Dataset items
________________________________________

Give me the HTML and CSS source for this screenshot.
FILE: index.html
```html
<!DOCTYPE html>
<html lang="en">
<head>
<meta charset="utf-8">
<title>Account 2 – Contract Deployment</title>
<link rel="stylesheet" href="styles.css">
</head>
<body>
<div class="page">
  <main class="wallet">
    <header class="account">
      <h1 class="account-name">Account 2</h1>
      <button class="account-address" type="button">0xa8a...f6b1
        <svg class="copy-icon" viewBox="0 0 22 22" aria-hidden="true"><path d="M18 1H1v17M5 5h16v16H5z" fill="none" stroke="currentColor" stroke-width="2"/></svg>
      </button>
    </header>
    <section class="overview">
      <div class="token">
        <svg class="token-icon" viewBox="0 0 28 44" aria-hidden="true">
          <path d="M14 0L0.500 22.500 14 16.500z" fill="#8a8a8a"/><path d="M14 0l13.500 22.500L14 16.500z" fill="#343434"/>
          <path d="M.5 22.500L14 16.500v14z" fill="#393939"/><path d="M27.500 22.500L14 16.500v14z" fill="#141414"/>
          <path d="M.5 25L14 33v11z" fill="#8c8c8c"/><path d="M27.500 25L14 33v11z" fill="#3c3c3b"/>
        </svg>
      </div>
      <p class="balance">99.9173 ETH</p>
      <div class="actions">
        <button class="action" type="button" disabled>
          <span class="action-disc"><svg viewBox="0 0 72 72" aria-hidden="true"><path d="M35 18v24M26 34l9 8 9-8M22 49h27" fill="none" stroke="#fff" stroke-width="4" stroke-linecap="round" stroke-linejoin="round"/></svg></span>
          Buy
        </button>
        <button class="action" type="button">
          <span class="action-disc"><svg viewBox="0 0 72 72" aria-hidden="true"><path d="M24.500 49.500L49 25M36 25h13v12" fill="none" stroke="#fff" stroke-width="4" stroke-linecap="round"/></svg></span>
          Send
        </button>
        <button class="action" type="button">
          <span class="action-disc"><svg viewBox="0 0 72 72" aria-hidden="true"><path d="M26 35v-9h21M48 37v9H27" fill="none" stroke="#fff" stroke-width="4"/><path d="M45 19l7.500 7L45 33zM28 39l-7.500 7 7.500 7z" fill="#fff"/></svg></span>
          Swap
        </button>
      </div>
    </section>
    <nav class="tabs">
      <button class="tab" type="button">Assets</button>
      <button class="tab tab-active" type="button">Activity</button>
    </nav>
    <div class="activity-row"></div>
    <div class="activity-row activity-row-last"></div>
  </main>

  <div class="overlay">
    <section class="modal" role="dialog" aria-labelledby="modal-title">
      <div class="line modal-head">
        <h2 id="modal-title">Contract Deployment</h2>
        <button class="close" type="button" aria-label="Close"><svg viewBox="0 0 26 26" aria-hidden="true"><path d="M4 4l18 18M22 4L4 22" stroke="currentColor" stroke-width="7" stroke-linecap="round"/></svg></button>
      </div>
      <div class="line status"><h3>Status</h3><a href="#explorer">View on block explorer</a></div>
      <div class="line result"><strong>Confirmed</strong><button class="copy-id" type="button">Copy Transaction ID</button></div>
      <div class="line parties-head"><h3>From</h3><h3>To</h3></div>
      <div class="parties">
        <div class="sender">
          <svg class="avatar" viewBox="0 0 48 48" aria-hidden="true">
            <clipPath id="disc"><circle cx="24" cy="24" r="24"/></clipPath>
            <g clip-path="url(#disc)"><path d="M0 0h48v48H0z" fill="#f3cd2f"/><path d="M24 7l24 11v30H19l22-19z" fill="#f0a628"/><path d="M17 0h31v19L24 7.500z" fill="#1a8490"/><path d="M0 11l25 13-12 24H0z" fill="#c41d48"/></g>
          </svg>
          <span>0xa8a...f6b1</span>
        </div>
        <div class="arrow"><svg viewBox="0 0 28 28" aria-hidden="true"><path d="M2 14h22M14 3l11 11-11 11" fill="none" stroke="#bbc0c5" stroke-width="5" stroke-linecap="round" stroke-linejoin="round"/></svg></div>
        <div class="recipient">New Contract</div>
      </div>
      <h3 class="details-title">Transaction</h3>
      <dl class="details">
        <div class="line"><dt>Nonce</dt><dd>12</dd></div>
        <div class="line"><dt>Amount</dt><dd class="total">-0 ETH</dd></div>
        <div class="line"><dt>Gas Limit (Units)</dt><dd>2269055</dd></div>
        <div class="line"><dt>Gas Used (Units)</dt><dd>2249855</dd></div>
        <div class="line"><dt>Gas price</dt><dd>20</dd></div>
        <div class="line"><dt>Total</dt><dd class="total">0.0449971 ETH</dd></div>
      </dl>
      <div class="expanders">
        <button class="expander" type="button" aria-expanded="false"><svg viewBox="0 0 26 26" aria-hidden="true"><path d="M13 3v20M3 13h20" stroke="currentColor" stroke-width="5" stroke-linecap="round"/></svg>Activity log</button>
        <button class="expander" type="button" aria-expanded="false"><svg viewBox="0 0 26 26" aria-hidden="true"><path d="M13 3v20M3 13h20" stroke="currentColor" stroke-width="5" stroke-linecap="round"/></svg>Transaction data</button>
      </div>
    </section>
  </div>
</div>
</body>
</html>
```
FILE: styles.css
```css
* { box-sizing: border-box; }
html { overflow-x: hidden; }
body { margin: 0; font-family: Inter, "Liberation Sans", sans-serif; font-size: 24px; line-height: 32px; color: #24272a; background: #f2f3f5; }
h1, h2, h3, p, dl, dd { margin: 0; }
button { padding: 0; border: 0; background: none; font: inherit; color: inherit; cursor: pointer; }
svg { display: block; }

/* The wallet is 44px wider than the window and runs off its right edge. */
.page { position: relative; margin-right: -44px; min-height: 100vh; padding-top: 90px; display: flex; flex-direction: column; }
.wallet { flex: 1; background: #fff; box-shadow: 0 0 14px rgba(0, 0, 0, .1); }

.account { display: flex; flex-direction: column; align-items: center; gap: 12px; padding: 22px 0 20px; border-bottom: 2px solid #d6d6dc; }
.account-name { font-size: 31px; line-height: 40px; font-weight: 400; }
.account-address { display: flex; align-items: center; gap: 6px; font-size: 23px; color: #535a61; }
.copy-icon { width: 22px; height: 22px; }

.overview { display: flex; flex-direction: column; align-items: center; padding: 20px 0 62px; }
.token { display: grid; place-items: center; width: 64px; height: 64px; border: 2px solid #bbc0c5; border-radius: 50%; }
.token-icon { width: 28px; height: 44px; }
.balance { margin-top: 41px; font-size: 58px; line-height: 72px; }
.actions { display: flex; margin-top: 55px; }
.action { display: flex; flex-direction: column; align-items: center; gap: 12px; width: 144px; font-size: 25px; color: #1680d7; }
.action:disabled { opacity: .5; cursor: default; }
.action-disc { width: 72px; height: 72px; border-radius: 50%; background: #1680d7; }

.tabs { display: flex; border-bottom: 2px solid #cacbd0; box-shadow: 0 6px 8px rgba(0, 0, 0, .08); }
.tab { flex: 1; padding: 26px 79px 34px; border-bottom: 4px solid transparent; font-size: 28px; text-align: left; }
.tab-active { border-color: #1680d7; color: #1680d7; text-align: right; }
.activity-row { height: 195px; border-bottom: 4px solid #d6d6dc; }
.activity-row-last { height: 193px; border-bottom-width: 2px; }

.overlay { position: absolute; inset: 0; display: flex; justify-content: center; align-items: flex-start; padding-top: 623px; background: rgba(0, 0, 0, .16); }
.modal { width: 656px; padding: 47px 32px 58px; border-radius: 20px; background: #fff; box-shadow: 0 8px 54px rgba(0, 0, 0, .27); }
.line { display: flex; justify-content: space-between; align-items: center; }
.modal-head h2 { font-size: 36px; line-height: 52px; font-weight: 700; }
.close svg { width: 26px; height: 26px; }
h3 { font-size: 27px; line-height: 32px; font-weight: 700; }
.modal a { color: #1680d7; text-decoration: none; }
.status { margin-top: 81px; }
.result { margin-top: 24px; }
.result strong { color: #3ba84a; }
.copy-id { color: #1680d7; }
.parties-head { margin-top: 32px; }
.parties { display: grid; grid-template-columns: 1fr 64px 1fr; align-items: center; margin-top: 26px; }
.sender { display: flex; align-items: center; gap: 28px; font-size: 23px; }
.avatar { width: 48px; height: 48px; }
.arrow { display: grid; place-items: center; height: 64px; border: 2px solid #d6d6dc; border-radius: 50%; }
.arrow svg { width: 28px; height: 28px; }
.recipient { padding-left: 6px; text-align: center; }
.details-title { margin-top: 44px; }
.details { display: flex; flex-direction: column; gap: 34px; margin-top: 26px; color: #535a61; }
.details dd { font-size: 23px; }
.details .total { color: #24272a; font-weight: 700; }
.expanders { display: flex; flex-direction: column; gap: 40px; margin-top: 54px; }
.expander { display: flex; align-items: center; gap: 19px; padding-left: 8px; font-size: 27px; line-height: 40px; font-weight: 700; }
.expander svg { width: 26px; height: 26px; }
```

________________________________________

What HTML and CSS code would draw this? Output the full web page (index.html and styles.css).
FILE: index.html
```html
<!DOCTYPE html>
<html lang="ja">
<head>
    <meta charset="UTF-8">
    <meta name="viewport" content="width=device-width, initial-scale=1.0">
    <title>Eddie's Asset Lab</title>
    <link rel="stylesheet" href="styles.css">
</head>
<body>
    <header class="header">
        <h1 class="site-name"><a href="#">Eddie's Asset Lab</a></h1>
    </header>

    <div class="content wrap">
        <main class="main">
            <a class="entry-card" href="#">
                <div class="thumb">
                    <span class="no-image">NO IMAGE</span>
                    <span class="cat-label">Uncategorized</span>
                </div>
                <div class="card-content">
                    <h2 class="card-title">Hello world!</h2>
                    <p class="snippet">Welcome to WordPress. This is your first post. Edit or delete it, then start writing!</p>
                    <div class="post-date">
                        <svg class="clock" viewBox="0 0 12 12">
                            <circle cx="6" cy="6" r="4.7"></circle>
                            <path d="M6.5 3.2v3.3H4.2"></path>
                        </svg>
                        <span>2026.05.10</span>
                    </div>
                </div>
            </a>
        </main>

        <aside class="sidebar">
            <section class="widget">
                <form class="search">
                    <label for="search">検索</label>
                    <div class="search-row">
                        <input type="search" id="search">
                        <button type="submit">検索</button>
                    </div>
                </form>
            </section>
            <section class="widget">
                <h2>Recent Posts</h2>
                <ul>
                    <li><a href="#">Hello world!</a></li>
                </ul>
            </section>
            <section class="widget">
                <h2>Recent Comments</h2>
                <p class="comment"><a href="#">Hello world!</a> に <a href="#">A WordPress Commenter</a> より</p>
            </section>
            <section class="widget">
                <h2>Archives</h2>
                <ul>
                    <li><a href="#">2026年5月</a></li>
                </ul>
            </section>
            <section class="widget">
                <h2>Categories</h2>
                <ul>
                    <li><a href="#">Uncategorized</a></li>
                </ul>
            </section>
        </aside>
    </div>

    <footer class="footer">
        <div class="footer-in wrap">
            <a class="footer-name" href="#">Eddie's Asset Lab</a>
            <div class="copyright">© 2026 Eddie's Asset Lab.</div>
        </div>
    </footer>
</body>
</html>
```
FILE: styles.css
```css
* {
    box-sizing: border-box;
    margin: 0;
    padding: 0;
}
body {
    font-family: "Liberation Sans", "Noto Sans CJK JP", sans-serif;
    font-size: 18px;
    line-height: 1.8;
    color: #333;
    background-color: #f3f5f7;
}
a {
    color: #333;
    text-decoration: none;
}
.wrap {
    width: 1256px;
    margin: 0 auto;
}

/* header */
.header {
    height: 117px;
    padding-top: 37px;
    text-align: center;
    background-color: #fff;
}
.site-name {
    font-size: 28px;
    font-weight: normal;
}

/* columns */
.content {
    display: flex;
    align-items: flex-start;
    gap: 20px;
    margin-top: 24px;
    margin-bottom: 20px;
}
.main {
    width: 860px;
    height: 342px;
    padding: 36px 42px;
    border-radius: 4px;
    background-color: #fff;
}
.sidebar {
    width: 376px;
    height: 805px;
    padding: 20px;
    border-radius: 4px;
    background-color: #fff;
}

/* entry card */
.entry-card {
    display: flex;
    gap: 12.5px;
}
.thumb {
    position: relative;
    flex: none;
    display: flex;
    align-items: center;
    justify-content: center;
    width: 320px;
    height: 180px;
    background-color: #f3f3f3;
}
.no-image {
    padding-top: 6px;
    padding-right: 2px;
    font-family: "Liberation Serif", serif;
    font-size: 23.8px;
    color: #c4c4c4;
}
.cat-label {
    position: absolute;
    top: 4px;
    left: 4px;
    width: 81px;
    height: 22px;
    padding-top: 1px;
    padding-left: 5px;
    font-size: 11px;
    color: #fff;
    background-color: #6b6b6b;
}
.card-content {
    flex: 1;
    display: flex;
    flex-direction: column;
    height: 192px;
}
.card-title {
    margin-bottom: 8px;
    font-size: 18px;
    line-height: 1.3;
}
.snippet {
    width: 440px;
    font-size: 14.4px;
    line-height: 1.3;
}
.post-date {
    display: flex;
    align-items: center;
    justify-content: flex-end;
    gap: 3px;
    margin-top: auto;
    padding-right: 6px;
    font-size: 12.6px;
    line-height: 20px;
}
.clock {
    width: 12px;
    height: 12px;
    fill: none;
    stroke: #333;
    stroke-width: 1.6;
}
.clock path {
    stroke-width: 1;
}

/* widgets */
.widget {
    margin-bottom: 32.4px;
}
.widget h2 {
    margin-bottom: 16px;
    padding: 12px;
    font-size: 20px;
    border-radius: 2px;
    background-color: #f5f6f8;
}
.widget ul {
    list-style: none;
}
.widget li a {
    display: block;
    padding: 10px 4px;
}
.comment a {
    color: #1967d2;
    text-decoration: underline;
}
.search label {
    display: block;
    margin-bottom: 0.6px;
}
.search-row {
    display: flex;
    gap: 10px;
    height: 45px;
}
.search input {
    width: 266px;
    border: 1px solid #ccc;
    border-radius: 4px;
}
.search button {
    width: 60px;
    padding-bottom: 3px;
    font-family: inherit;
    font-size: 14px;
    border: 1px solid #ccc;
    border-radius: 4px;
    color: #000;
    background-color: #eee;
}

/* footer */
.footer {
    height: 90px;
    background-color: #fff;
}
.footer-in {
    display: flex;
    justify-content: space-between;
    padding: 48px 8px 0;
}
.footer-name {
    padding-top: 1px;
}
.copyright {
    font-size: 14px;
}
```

________________________________________

Set problem ▸ Copy every line of the listing containing the string "page".

The output ▸
<div class="page">
.page { position: relative; margin-right: -44px; min-height: 100vh; padding-top: 90px; display: flex; flex-direction: column; }
What HTML and CSS code would draw this? Output the full web page (index.html and styles.css).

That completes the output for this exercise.